> _Instructions to follow_
All the data must come back unchanged, except that pictures are left out.

> _Data provided_

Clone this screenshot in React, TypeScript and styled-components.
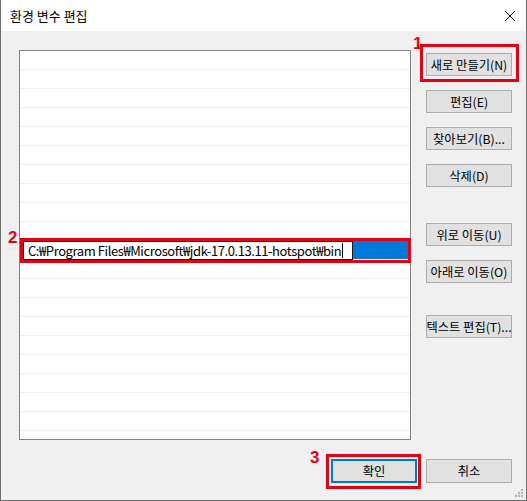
import React from 'react';
import styled, { createGlobalStyle } from 'styled-components';

const Global = createGlobalStyle`
  html, body { margin: 0; padding: 0; background: #ffffff; }
  body { font-family: "Malgun Gothic", "Noto Sans CJK KR", sans-serif; }
  #root { width: 527px; height: 501px; }
`;

const Window = styled.div`
  width: 527px;
  height: 501px;
  box-sizing: border-box;
  border: 1px solid #6d6d6d;
  border-top: none;
  display: flex;
  flex-direction: column;
  background: #f0f0f0;
`;

const TitleBar = styled.div`
  flex: none;
  height: 31px;
  background: #ffffff;
  display: flex;
  align-items: center;
  justify-content: space-between;
  padding: 0 10px 0 9px;
`;

const Title = styled.span`
  font-size: 13px;
  color: #000;
  padding-bottom: 1px;
`;

const CloseBox = styled.div`
  width: 12px;
  height: 12px;
  display: flex;
`;

const Body = styled.div`
  flex: 1;
  display: grid;
  grid-template-columns: 392px 86px;
  grid-template-rows: 390px auto;
  column-gap: 15px;
  padding: 19px 14px 0 18px;
  position: relative;
`;

const ListArea = styled.div`
  position: relative;
  display: flex;
`;

const List = styled.div`
  flex: 1;
  box-sizing: border-box;
  border: 1px solid #828282;
  background: #ffffff;
  overflow: hidden;
  display: flex;
  flex-direction: column;
`;

const Row = styled.div<{ $selected?: boolean }>`
  flex: none;
  box-sizing: border-box;
  height: 19px;
  border-bottom: 1px solid #f0f0f0;
  background: ${(p) => (p.$selected ? '#0078d7' : '#ffffff')};
  display: flex;
  align-items: stretch;
`;

const EditBox = styled.div`
  box-sizing: border-box;
  width: 330px;
  margin: 0 0 0 3px;
  height: 19px;
  border: 1px solid #1a1a1a;
  background: #ffffff;
  display: flex;
  align-items: center;
  padding-left: 4px;
  font-size: 13px;
  color: #000;
  white-space: nowrap;
  letter-spacing: -0.42px;
`;

const Caret = styled.span`
  display: inline-block;
  width: 1px;
  height: 15px;
  background: #000;
  margin-left: 1px;
`;

const ButtonColumn = styled.div`
  display: flex;
  flex-direction: column;
  padding-top: 3px;
`;

const Btn = styled.div<{ $gap?: number; $default?: boolean; $h?: number }>`
  box-sizing: border-box;
  width: 86px;
  height: ${(p) => p.$h ?? 23}px;
  margin-top: ${(p) => p.$gap ?? 0}px;
  background: #e1e1e1;
  border: ${(p) => (p.$default ? '2px solid #0078d7' : '1px solid #adadad')};
  display: flex;
  align-items: center;
  justify-content: center;
  font-size: 12.3px;
  color: #000;
  white-space: nowrap;
`;

const Footer = styled.div`
  grid-column: 1 / span 2;
  display: flex;
  justify-content: flex-end;
  align-items: flex-start;
  gap: 9px;
  padding-top: 19px;
`;

const Annotated = styled.div`
  position: relative;
  display: flex;
`;

const Frame = styled.div<{ $t: number; $r: number; $b?: number; $l: number; $h?: number }>`
  position: absolute;
  top: ${(p) => p.$t}px;
  right: ${(p) => p.$r}px;
  ${(p) => (p.$h !== undefined ? `height: ${p.$h}px;` : `bottom: ${p.$b ?? 0}px;`)}
  left: ${(p) => p.$l}px;
  box-sizing: border-box;
  border: 3px solid #e60012;
  pointer-events: none;
`;

const Badge = styled.span<{ $x: number; $y: number }>`
  position: absolute;
  left: ${(p) => p.$x}px;
  top: ${(p) => p.$y}px;
  font-family: "Liberation Sans", Arial, sans-serif;
  font-weight: bold;
  font-size: 17px;
  line-height: 17px;
  color: #e60012;
`;

const Grip = styled.svg`
  position: absolute;
  right: 3px;
  bottom: 3px;
`;

const ROWS = 21;
const SELECTED = 10;
const ROW_H = 19;

export default function App() {
  const selTop = 1 + SELECTED * ROW_H;
  return (
    <>
      <Global />
      <Window>
        <TitleBar>
          <Title>환경 변수 편집</Title>
          <CloseBox>
            <svg width="12" height="12" viewBox="0 0 12 12">
              <path d="M1 1 L11 11 M11 1 L1 11" stroke="#000" strokeWidth="1" fill="none" />
            </svg>
          </CloseBox>
        </TitleBar>
        <Body>
          <ListArea>
            <List>
              {Array.from({ length: ROWS }).map((_, i) =>
                i === SELECTED ? (
                  <Row key={i} $selected>
                    <EditBox>
                      C:₩Program Files₩Microsoft₩jdk-17.0.13.11-hotspot₩bin
                      <Caret />
                    </EditBox>
                  </Row>
                ) : (
                  <Row key={i} />
                )
              )}
            </List>
            <Frame $t={selTop - 3} $r={0} $h={25} $l={1} />
            <Badge $x={-11} $y={selTop - 12}>2</Badge>
          </ListArea>
          <ButtonColumn>
            <Annotated>
              <Btn>새로 만들기(N)</Btn>
              <Frame $t={-9} $r={-7} $b={-6} $l={-6} />
              <Badge $x={-13} $y={-18}>1</Badge>
            </Annotated>
            <Btn $gap={14}>편집(E)</Btn>
            <Btn $gap={14}>찾아보기(B)...</Btn>
            <Btn $gap={14}>삭제(D)</Btn>
            <Btn $gap={36}>위로 이동(U)</Btn>
            <Btn $gap={14}>아래로 이동(O)</Btn>
            <Btn $gap={32}>텍스트 편집(T)...</Btn>
          </ButtonColumn>
          <Footer>
            <Annotated>
              <Btn $default $h={24}>확인</Btn>
              <Frame $t={-5} $r={-4} $b={-6} $l={-5} />
              <Badge $x={-21} $y={-10}>3</Badge>
            </Annotated>
            <Btn $h={24}>취소</Btn>
          </Footer>
          <Grip width="8" height="8" viewBox="0 0 8 8">
            <rect x="6" y="0" width="2" height="2" fill="#b4b4b4" />
            <rect x="3" y="3" width="2" height="2" fill="#b4b4b4" />
            <rect x="6" y="3" width="2" height="2" fill="#b4b4b4" />
            <rect x="0" y="6" width="2" height="2" fill="#b4b4b4" />
            <rect x="3" y="6" width="2" height="2" fill="#b4b4b4" />
            <rect x="6" y="6" width="2" height="2" fill="#b4b4b4" />
          </Grip>
        </Body>
      </Window>
    </>
  );
}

> _Full answer_
Clone this screenshot in React, TypeScript and styled-components.
import React from 'react';
import styled, { createGlobalStyle } from 'styled-components';

const Global = createGlobalStyle`
  html, body { margin: 0; padding: 0; background: #ffffff; }
  body { font-family: "Malgun Gothic", "Noto Sans CJK KR", sans-serif; }
  #root { width: 527px; height: 501px; }
`;

const Window = styled.div`
  width: 527px;
  height: 501px;
  box-sizing: border-box;
  border: 1px solid #6d6d6d;
  border-top: none;
  display: flex;
  flex-direction: column;
  background: #f0f0f0;
`;

const TitleBar = styled.div`
  flex: none;
  height: 31px;
  background: #ffffff;
  display: flex;
  align-items: center;
  justify-content: space-between;
  padding: 0 10px 0 9px;
`;

const Title = styled.span`
  font-size: 13px;
  color: #000;
  padding-bottom: 1px;
`;

const CloseBox = styled.div`
  width: 12px;
  height: 12px;
  display: flex;
`;

const Body = styled.div`
  flex: 1;
  display: grid;
  grid-template-columns: 392px 86px;
  grid-template-rows: 390px auto;
  column-gap: 15px;
  padding: 19px 14px 0 18px;
  position: relative;
`;

const ListArea = styled.div`
  position: relative;
  display: flex;
`;

const List = styled.div`
  flex: 1;
  box-sizing: border-box;
  border: 1px solid #828282;
  background: #ffffff;
  overflow: hidden;
  display: flex;
  flex-direction: column;
`;

const Row = styled.div<{ $selected?: boolean }>`
  flex: none;
  box-sizing: border-box;
  height: 19px;
  border-bottom: 1px solid #f0f0f0;
  background: ${(p) => (p.$selected ? '#0078d7' : '#ffffff')};
  display: flex;
  align-items: stretch;
`;

const EditBox = styled.div`
  box-sizing: border-box;
  width: 330px;
  margin: 0 0 0 3px;
  height: 19px;
  border: 1px solid #1a1a1a;
  background: #ffffff;
  display: flex;
  align-items: center;
  padding-left: 4px;
  font-size: 13px;
  color: #000;
  white-space: nowrap;
  letter-spacing: -0.42px;
`;

const Caret = styled.span`
  display: inline-block;
  width: 1px;
  height: 15px;
  background: #000;
  margin-left: 1px;
`;

const ButtonColumn = styled.div`
  display: flex;
  flex-direction: column;
  padding-top: 3px;
`;

const Btn = styled.div<{ $gap?: number; $default?: boolean; $h?: number }>`
  box-sizing: border-box;
  width: 86px;
  height: ${(p) => p.$h ?? 23}px;
  margin-top: ${(p) => p.$gap ?? 0}px;
  background: #e1e1e1;
  border: ${(p) => (p.$default ? '2px solid #0078d7' : '1px solid #adadad')};
  display: flex;
  align-items: center;
  justify-content: center;
  font-size: 12.3px;
  color: #000;
  white-space: nowrap;
`;

const Footer = styled.div`
  grid-column: 1 / span 2;
  display: flex;
  justify-content: flex-end;
  align-items: flex-start;
  gap: 9px;
  padding-top: 19px;
`;

const Annotated = styled.div`
  position: relative;
  display: flex;
`;

const Frame = styled.div<{ $t: number; $r: number; $b?: number; $l: number; $h?: number }>`
  position: absolute;
  top: ${(p) => p.$t}px;
  right: ${(p) => p.$r}px;
  ${(p) => (p.$h !== undefined ? `height: ${p.$h}px;` : `bottom: ${p.$b ?? 0}px;`)}
  left: ${(p) => p.$l}px;
  box-sizing: border-box;
  border: 3px solid #e60012;
  pointer-events: none;
`;

const Badge = styled.span<{ $x: number; $y: number }>`
  position: absolute;
  left: ${(p) => p.$x}px;
  top: ${(p) => p.$y}px;
  font-family: "Liberation Sans", Arial, sans-serif;
  font-weight: bold;
  font-size: 17px;
  line-height: 17px;
  color: #e60012;
`;

const Grip = styled.svg`
  position: absolute;
  right: 3px;
  bottom: 3px;
`;

const ROWS = 21;
const SELECTED = 10;
const ROW_H = 19;

export default function App() {
  const selTop = 1 + SELECTED * ROW_H;
  return (
    <>
      <Global />
      <Window>
        <TitleBar>
          <Title>환경 변수 편집</Title>
          <CloseBox>
            <svg width="12" height="12" viewBox="0 0 12 12">
              <path d="M1 1 L11 11 M11 1 L1 11" stroke="#000" strokeWidth="1" fill="none" />
            </svg>
          </CloseBox>
        </TitleBar>
        <Body>
          <ListArea>
            <List>
              {Array.from({ length: ROWS }).map((_, i) =>
                i === SELECTED ? (
                  <Row key={i} $selected>
                    <EditBox>
                      C:₩Program Files₩Microsoft₩jdk-17.0.13.11-hotspot₩bin
                      <Caret />
                    </EditBox>
                  </Row>
                ) : (
                  <Row key={i} />
                )
              )}
            </List>
            <Frame $t={selTop - 3} $r={0} $h={25} $l={1} />
            <Badge $x={-11} $y={selTop - 12}>2</Badge>
          </ListArea>
          <ButtonColumn>
            <Annotated>
              <Btn>새로 만들기(N)</Btn>
              <Frame $t={-9} $r={-7} $b={-6} $l={-6} />
              <Badge $x={-13} $y={-18}>1</Badge>
            </Annotated>
            <Btn $gap={14}>편집(E)</Btn>
            <Btn $gap={14}>찾아보기(B)...</Btn>
            <Btn $gap={14}>삭제(D)</Btn>
            <Btn $gap={36}>위로 이동(U)</Btn>
            <Btn $gap={14}>아래로 이동(O)</Btn>
            <Btn $gap={32}>텍스트 편집(T)...</Btn>
          </ButtonColumn>
          <Footer>
            <Annotated>
              <Btn $default $h={24}>확인</Btn>
              <Frame $t={-5} $r={-4} $b={-6} $l={-5} />
              <Badge $x={-21} $y={-10}>3</Badge>
            </Annotated>
            <Btn $h={24}>취소</Btn>
          </Footer>
          <Grip width="8" height="8" viewBox="0 0 8 8">
            <rect x="6" y="0" width="2" height="2" fill="#b4b4b4" />
            <rect x="3" y="3" width="2" height="2" fill="#b4b4b4" />
            <rect x="6" y="3" width="2" height="2" fill="#b4b4b4" />
            <rect x="0" y="6" width="2" height="2" fill="#b4b4b4" />
            <rect x="3" y="6" width="2" height="2" fill="#b4b4b4" />
            <rect x="6" y="6" width="2" height="2" fill="#b4b4b4" />
          </Grip>
        </Body>
      </Window>
    </>
  );
}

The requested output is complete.